Bill and Ted's Excellent Adventure was both goofy and "excellent!", but perhaps in jest, it pointed out one of the major flaws with most stories about time travel -- and that is, once you possess a time machine, especially one that has little or no cost to operate, time becomes moot. Toward the end of the film, Bill and Ted continually summon objects by promising themselves that later, when they get out of the jam, they will travel back in time and plant those objects. In a weird way, it makes sense.

In the original Terminator, a machine from the future in the form of Arnold Schwarzenegger was sent back to kill Sarah Connor, the future mother of John Connor (the leader of the future resistance). John Connor sends back his best friend, Kyle, who ends up sleeping with Sarah Connor and ultimately becoming the father of the person who sent him back in time. This is not the paradox in this series that made my head hurt, and it certainly wouldn't be the last.
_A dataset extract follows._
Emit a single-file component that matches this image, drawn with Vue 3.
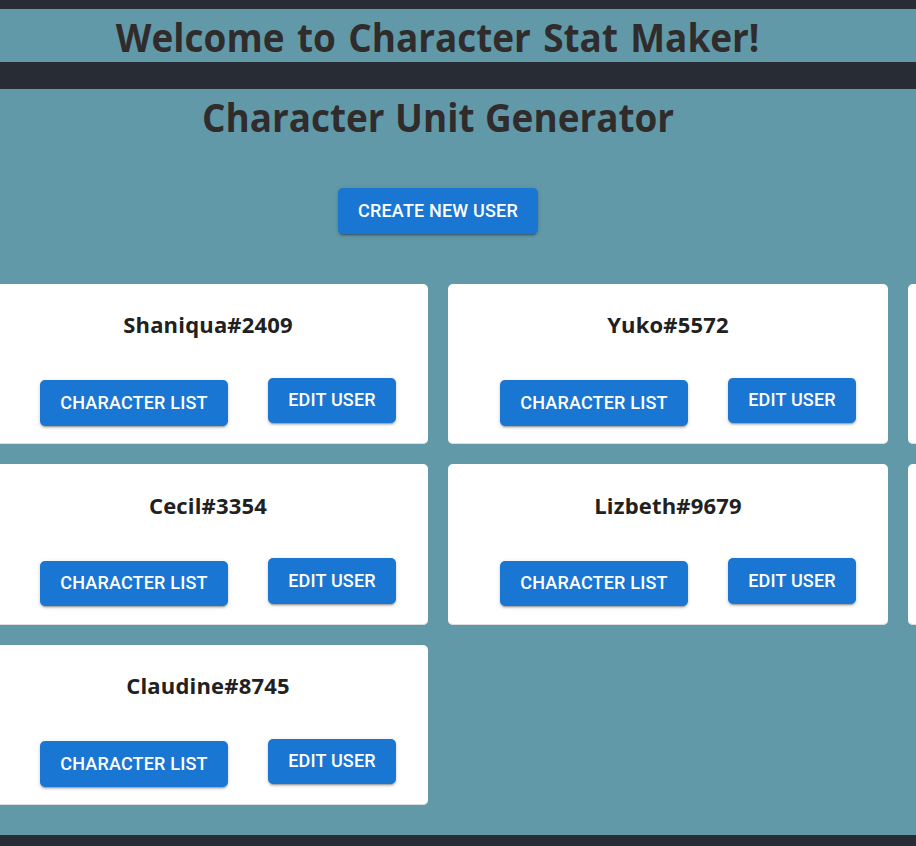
<script setup>
const users = [
  { name: 'Shaniqua#2409' },
  { name: 'Yuko#5572' },
  null,
  { name: 'Cecil#3354' },
  { name: 'Lizbeth#9679' },
  null,
  { name: 'Claudine#8745' },
]
</script>

<template>
  <div class="page">
    <header class="banner">
      <h1><span class="welcome">Welcome to Character Stat Maker!</span></h1>
    </header>
    <main class="content">
      <h1><span class="subtitle">Character Unit Generator</span></h1>
      <div class="create-row">
        <button class="btn create">CREATE NEW USER</button>
      </div>
      <section class="cards">
        <article v-for="(user, i) in users" :key="i" class="card">
          <template v-if="user">
            <h2>{{ user.name }}</h2>
            <div class="actions">
              <button class="btn list">CHARACTER LIST</button>
              <button class="btn edit">EDIT USER</button>
            </div>
          </template>
        </article>
      </section>
    </main>
  </div>
</template>

<style>
body {
  margin: 0;
  background: #282c34;
  overflow: hidden;
}
</style>

<style scoped>
.page {
  height: 846px;
  box-sizing: border-box;
  padding-top: 9px;
  overflow: hidden;
  background: #282c34;
  font-family: "Segoe UI", "Open Sans", "Noto Sans", sans-serif;
}
.banner {
  height: 53px;
  margin-bottom: 27px;
  background: #6199a9;
}
.content {
  height: 746px;
  overflow: hidden;
  background: #6199a9;
}
h1 {
  width: 876px;
  margin: 0;
  text-align: center;
  font-size: 40px;
  line-height: 56px;
  font-weight: 700;
  color: #302c2c;
  white-space: nowrap;
}
.welcome,
.subtitle {
  display: inline-block;
}
.welcome {
  word-spacing: 3px;
  transform: scaleX(0.923);
}
.subtitle {
  word-spacing: 1px;
  transform: scaleX(0.922);
}
.create-row {
  display: flex;
  justify-content: center;
  width: 876px;
  padding-top: 43px;
}
.btn {
  display: block;
  box-sizing: border-box;
  height: 45.5px;
  padding: 0;
  border: 0;
  border-radius: 5px;
  background: #1976d2;
  color: #fff;
  font-family: Roboto, sans-serif;
  font-size: 18px;
  font-weight: 500;
  letter-spacing: 0.18px;
  text-align: center;
  white-space: nowrap;
  box-shadow: 0 3px 1px -2px rgba(0, 0, 0, 0.2), 0 2px 2px 0 rgba(0, 0, 0, 0.14), 0 1px 5px 0 rgba(0, 0, 0, 0.12);
}
.create {
  width: 200px;
  height: 46px;
  line-height: 46px;
}
.cards {
  display: grid;
  grid-template-columns: repeat(3, 440px);
  grid-auto-rows: 160.4px;
  gap: 20px;
  margin: 50px 0 0 -12px;
}
.card {
  border-radius: 5px;
  background: #fff;
  box-shadow: inset 0 -1px 0 #dcdfe0;
}
h2 {
  margin: 0;
  padding-top: 24.3px;
  text-align: center;
  font-size: 22px;
  line-height: 32px;
  font-weight: 700;
  letter-spacing: 0.18px;
  color: #212121;
}
.actions {
  display: flex;
  gap: 40px;
  padding: 37.7px 0 0 52px;
}
.list {
  width: 188px;
  margin-top: 2.3px;
  line-height: 44px;
}
.edit {
  width: 128px;
  line-height: 44.9px;
}
</style>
Terminator: Dark Fate is a direct sequel to Terminator 2: Judgement Day, so if you lost track of the multiple timelines going on in the sequels, you're in luck because in this film, none of that happened. Instead, Sarah Connor completed her mission at the end of T2 and prevented Skynet. Unfortunately in the future timeline where Skynet existed, it sent back multiple Terminators to terminate John Connor. And as I once learned in a computer security course, the good guys have to be right every single time, and the bad guys have to only be right once.

But if Sarah Connor destroyed Cyberdyne and stopped Skynet from forming, there's no bad future, right? Wrong. A different conglomeration called Legion formed and it's just Skynet with a different name. Who or what is Legion? Who cares, they got time traveling Terminators too and that's all you need to know, sucka! They even got one of them liquid metal ones like in T2, and they send it back to kill the future leader of the resistance, just like in T2. And then the good guys send someone back to protect the leader of the resistance, just like in T2. And Sarah Connor is a bad ass, gun carrying momma ready to take on Terminators, just like in T2. And Arnold the Terminator is going to help the good guys, just like T2.
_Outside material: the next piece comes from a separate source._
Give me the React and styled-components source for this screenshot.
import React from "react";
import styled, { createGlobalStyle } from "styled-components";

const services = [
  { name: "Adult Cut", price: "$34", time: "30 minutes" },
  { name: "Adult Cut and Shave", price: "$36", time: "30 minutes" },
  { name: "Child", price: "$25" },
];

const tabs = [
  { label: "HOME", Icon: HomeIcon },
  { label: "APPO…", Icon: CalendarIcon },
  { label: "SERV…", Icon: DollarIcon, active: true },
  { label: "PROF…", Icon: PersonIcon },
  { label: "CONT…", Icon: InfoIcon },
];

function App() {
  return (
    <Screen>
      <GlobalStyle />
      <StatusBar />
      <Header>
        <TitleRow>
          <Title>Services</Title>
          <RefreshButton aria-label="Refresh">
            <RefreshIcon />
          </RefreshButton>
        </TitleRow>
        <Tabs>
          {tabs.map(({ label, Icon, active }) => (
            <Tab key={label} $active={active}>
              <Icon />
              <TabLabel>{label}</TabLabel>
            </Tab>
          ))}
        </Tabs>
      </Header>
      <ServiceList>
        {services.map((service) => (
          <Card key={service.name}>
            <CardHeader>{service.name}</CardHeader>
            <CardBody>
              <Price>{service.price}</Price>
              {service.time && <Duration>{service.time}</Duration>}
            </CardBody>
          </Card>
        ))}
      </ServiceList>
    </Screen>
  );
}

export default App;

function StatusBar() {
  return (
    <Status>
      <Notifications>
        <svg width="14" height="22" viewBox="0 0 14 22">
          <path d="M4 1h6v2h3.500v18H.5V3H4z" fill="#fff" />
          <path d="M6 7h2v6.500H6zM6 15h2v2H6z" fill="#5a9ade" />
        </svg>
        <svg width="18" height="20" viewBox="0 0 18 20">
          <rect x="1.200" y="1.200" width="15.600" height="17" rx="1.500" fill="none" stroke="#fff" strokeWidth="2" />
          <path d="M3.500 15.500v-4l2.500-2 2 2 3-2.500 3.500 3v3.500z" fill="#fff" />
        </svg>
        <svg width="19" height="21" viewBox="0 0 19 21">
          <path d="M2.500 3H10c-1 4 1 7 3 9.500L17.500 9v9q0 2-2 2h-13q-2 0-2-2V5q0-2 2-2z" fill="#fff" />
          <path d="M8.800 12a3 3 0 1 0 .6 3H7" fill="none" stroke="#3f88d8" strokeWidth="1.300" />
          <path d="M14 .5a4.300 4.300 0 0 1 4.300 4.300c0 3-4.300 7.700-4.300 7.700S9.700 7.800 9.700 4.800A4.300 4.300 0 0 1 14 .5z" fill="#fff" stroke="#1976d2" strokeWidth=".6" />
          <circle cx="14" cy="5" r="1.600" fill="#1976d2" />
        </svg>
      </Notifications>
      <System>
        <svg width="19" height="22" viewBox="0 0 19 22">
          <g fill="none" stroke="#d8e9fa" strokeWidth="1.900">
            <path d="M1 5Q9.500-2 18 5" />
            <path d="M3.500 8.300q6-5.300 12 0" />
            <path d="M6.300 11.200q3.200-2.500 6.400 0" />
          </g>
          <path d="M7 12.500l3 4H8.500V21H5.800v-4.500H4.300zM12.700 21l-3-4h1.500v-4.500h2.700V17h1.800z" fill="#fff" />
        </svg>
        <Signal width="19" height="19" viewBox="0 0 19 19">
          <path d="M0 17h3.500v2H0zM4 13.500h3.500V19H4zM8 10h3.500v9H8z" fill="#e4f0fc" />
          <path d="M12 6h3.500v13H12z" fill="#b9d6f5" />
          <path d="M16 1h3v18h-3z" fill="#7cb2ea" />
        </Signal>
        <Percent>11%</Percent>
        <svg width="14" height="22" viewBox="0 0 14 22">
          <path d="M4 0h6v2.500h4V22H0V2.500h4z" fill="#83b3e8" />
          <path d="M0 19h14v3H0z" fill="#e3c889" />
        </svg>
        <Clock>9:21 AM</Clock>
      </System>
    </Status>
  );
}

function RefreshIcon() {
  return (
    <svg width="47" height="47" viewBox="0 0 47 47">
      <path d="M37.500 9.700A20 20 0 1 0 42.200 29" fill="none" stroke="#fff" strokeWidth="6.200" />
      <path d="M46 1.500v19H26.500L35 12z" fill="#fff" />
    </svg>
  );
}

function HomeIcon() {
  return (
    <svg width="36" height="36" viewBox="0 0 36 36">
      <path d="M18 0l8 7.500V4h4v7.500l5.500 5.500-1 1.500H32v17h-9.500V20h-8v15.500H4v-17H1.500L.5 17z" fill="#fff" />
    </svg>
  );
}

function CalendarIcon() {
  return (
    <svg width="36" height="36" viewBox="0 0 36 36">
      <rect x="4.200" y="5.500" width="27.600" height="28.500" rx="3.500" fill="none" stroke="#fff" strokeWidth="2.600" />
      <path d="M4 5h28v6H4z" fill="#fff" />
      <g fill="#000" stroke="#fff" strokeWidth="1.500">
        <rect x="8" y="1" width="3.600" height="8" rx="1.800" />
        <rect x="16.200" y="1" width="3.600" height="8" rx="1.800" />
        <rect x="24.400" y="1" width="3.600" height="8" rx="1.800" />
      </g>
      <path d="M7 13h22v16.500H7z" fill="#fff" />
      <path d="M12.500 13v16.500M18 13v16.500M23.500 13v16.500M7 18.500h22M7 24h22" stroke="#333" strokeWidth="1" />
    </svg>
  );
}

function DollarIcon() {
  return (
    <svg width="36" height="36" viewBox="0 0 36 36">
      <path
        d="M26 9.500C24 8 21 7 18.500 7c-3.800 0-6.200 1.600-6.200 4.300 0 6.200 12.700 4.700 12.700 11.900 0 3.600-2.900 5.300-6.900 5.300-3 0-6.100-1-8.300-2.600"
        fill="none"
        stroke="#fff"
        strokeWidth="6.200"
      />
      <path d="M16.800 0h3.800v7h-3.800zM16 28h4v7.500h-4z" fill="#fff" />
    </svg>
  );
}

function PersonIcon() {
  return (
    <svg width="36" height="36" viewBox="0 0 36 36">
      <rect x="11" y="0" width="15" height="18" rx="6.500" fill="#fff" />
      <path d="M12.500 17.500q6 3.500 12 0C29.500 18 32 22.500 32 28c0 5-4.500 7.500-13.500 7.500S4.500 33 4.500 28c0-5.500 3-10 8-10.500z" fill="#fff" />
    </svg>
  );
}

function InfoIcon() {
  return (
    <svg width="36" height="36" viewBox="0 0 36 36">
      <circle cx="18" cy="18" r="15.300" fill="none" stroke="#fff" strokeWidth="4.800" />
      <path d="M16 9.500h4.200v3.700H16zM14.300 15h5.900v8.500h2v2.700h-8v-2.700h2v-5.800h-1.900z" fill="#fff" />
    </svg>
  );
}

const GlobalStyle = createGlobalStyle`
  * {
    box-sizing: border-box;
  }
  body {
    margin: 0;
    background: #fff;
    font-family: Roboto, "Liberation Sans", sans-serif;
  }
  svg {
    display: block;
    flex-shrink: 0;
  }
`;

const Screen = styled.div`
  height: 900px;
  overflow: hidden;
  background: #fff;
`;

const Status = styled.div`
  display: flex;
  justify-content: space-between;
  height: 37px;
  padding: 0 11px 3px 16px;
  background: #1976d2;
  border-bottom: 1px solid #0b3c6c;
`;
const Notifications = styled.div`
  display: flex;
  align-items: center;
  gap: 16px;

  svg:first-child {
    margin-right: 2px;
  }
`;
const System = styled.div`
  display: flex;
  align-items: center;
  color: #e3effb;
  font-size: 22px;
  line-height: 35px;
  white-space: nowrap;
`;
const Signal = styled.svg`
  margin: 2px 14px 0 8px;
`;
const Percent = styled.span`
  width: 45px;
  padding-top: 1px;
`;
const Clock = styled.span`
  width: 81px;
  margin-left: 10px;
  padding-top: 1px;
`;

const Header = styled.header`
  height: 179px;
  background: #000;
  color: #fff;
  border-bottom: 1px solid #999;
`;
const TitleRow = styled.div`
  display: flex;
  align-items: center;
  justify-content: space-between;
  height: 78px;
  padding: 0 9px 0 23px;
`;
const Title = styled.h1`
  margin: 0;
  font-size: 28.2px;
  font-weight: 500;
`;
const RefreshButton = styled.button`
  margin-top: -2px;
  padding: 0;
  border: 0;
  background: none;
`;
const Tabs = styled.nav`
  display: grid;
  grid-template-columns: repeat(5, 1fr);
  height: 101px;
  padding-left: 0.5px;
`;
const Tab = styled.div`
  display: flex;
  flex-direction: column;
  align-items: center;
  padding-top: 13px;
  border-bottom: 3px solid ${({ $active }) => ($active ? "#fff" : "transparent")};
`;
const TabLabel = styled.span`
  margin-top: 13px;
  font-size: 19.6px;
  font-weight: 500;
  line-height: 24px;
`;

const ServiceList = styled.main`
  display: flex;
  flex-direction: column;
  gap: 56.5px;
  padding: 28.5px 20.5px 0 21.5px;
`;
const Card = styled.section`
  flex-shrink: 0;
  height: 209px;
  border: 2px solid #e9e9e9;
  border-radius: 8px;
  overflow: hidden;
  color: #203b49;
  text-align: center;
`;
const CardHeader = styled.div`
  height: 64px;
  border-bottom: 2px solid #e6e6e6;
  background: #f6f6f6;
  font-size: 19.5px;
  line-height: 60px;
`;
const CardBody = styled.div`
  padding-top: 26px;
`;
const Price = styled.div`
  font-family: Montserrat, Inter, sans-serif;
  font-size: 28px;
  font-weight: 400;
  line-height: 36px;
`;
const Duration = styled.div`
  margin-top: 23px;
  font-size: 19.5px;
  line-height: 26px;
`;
There were at least three points in this movie where I thought a big emotional scene was about to materialize, but never did. In one scene, two characters with a past history are having conflict and you think there's going to be a deep conversation but... nope! More explosions! The few opportunities the filmmakers had to make a point were squandered; instead, they took the easy route by making one of the leads Hispanic and throwing the team in a border detention center because... well, it's easy.

Terminator: Dark Fate is half Terminator film, half Transformers. There are so many explosions and chases and fights that you don't have time to process how goofy it all is until after it's over. The takeaway from all this is if you do something to change the world, don't worry, there's another conglomeration waiting in line to kill us all.